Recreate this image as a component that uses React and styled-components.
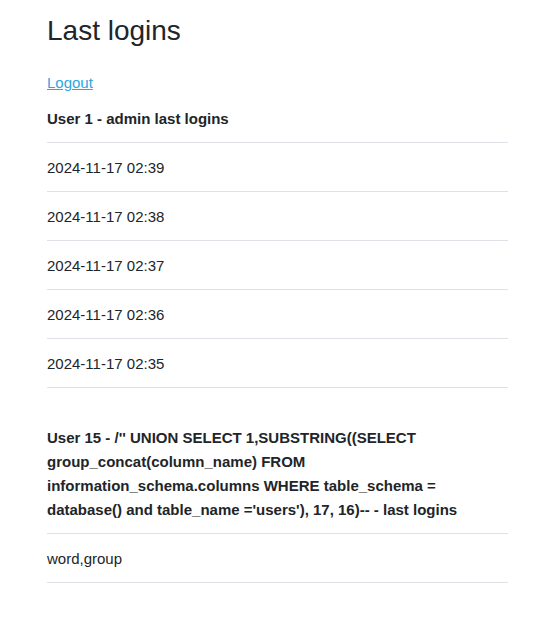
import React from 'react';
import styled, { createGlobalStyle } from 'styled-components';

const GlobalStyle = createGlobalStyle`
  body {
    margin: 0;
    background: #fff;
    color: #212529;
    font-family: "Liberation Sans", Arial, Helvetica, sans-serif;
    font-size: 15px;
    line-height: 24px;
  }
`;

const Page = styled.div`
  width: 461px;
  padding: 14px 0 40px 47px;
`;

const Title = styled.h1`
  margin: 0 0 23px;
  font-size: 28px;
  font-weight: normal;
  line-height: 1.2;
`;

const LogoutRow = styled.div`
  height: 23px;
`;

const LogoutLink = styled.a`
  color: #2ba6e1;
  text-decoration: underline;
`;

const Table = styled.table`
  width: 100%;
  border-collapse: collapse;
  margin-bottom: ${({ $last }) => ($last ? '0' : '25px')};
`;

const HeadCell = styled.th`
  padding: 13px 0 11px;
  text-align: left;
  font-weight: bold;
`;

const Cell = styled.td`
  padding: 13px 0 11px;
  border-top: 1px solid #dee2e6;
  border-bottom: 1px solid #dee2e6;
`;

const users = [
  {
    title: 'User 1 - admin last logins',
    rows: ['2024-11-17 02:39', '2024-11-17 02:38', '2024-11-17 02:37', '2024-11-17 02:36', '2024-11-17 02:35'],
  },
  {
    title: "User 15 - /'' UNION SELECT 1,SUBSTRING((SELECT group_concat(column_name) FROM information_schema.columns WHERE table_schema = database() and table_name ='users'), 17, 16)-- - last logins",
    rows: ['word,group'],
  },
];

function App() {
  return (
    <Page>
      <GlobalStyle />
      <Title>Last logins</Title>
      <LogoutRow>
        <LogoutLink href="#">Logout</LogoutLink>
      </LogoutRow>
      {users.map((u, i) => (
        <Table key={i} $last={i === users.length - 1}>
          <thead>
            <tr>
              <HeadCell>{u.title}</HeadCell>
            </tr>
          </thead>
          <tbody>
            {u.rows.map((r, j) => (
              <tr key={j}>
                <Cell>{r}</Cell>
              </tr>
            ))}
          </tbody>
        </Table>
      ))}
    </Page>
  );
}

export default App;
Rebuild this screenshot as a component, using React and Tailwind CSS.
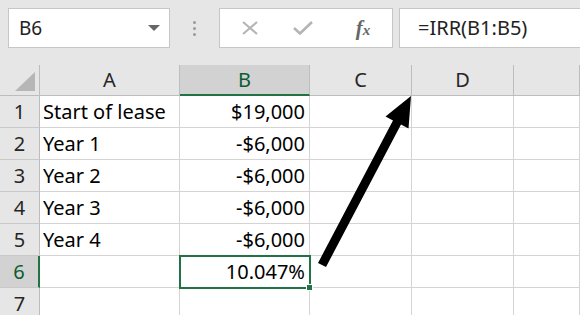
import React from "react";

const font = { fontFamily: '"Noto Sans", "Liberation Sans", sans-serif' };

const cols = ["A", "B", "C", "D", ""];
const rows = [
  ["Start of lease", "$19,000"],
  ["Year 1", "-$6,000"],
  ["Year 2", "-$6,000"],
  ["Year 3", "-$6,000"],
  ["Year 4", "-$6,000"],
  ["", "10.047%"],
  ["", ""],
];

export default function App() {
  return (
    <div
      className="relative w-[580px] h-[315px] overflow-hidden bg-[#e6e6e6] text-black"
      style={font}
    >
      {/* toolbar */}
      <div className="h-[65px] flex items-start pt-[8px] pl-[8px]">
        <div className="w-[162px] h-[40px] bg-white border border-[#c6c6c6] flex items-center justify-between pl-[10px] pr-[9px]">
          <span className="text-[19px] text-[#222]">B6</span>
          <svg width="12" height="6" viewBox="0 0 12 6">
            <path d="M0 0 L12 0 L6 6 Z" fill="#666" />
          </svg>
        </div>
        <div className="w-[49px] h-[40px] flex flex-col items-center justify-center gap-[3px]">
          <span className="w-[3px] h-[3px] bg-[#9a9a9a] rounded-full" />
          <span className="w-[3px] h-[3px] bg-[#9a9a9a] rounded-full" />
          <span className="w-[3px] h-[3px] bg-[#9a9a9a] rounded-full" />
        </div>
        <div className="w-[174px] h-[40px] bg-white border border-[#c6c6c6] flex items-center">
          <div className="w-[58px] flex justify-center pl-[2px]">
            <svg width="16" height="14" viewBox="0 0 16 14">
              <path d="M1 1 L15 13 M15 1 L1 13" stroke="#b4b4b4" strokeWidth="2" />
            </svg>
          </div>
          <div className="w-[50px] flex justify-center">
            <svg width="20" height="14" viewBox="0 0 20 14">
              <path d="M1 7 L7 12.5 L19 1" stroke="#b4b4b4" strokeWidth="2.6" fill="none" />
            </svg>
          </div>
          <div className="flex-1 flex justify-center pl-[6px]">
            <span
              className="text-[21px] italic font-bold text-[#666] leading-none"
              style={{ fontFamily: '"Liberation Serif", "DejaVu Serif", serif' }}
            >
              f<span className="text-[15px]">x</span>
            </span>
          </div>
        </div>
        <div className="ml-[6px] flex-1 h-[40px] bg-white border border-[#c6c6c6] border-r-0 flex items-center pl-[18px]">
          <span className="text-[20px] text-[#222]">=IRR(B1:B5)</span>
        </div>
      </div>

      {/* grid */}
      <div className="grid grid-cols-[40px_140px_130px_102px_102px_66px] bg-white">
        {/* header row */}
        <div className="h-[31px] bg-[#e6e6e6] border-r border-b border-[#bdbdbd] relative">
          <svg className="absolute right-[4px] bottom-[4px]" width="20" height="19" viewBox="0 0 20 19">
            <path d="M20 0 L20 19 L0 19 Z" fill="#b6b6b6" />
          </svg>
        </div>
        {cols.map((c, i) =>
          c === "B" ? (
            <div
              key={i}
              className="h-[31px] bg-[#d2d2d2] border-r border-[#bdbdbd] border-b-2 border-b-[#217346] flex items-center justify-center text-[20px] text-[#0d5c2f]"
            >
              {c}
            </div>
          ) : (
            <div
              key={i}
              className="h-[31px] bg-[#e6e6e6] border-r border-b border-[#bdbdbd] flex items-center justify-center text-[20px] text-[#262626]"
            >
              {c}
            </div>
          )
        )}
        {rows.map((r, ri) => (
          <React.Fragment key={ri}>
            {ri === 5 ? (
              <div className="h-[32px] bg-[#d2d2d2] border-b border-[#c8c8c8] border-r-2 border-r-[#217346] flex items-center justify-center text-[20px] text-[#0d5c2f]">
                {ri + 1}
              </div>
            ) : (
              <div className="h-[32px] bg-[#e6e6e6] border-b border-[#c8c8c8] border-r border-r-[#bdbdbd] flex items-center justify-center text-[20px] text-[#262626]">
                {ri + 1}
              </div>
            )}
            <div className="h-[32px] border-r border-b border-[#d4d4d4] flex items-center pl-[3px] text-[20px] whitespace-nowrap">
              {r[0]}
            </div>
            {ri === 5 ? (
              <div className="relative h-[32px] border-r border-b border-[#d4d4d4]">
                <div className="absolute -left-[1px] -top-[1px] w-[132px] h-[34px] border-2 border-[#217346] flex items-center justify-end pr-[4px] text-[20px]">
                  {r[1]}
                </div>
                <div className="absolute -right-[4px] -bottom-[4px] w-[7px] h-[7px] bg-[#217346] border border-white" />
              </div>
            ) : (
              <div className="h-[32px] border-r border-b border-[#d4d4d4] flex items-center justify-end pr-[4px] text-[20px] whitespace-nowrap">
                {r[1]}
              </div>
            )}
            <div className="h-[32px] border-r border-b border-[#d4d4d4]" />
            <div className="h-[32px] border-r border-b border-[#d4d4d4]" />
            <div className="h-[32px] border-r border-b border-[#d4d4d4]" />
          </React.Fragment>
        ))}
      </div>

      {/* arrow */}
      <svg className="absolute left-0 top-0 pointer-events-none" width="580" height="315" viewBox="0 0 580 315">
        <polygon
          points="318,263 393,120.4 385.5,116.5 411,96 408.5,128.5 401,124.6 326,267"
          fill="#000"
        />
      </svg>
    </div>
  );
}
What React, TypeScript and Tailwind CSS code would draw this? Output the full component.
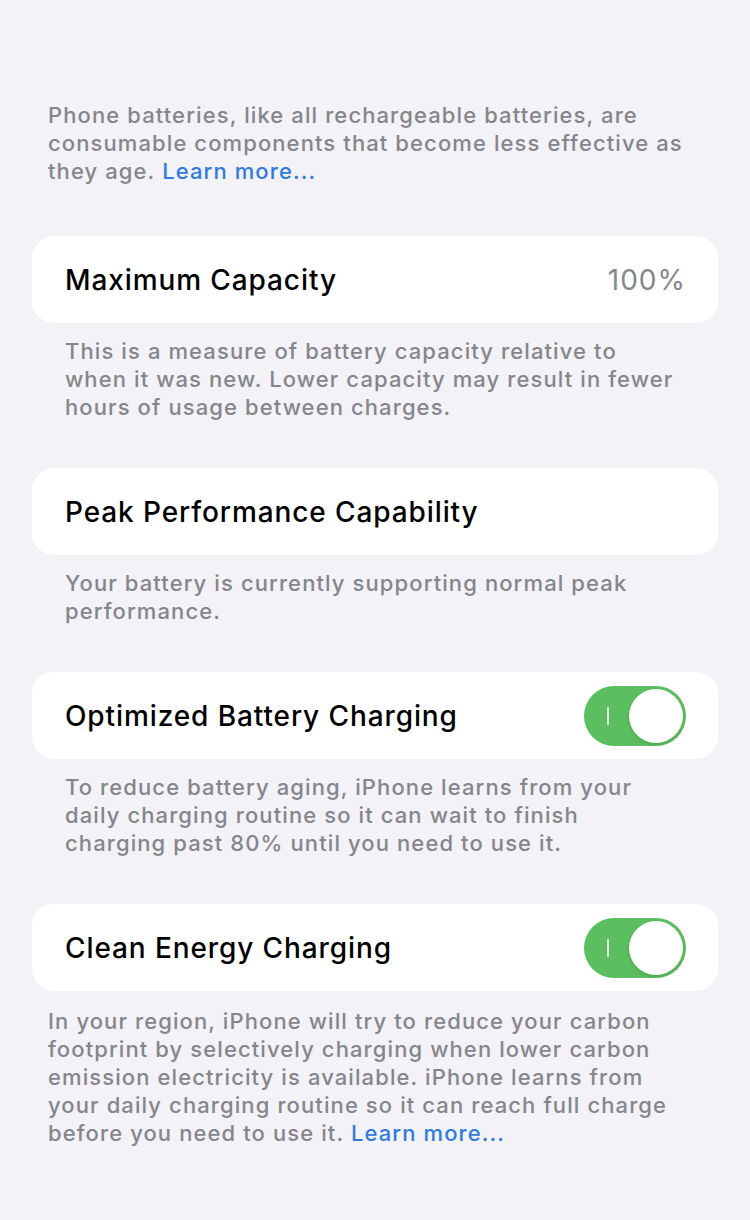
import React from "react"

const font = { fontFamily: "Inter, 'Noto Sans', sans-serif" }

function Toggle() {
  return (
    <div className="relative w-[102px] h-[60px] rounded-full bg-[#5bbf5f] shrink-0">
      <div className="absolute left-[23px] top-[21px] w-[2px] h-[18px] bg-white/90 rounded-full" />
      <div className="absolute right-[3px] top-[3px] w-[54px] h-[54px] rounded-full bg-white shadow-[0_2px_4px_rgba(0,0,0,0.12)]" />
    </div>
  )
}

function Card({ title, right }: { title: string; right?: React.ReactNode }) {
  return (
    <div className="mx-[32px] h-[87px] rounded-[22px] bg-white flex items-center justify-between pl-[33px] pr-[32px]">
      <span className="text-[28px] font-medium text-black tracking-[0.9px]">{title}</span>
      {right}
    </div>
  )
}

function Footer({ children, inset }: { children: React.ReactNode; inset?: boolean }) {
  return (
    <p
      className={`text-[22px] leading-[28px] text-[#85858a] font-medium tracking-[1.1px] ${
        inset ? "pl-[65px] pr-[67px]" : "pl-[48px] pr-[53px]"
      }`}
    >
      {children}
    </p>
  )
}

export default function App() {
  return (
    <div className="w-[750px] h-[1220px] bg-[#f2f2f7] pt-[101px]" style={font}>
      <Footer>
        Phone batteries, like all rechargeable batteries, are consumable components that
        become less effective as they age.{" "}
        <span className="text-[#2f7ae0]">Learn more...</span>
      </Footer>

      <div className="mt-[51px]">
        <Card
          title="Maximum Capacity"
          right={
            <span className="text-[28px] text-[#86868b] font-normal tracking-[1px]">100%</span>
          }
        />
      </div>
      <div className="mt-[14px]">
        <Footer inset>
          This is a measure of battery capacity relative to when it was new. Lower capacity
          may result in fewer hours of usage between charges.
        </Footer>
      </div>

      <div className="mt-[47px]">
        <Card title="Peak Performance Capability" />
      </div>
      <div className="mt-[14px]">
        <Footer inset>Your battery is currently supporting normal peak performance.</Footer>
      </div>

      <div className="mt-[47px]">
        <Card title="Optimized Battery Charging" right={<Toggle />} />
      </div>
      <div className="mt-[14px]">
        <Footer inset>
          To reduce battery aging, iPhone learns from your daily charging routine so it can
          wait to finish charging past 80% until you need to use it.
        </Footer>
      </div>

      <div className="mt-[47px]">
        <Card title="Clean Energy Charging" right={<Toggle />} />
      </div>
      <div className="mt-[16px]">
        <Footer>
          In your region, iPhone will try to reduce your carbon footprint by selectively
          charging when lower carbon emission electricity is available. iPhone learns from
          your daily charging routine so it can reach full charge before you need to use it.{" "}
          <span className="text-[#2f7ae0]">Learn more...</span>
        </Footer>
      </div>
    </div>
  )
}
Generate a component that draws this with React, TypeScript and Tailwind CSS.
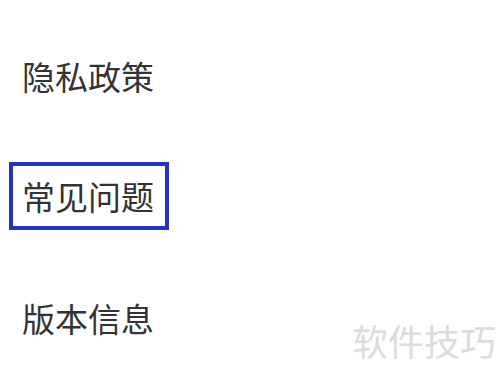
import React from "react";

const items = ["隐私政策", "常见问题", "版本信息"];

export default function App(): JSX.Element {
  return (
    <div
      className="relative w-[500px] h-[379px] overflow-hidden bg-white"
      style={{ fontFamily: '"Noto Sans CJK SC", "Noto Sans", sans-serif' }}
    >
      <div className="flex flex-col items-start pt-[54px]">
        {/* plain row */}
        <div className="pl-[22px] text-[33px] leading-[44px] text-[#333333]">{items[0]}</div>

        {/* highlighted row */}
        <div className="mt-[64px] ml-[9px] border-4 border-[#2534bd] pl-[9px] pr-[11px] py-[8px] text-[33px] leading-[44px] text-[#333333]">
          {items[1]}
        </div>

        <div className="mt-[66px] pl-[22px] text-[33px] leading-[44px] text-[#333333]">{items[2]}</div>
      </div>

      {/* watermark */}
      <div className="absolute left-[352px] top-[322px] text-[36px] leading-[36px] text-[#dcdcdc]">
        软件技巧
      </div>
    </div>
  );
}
· · · · ·
▶ Directions for this task:
Lines that hold "styled" are the ones to copy; find all of them.

▶ The answer:
Recreate this image as a component that uses React and styled-components.
import styled, { createGlobalStyle } from 'styled-components';
const Page = styled.div`
const Title = styled.h1`
const LogoutRow = styled.div`
const LogoutLink = styled.a`
const Table = styled.table`
const HeadCell = styled.th`
const Cell = styled.td`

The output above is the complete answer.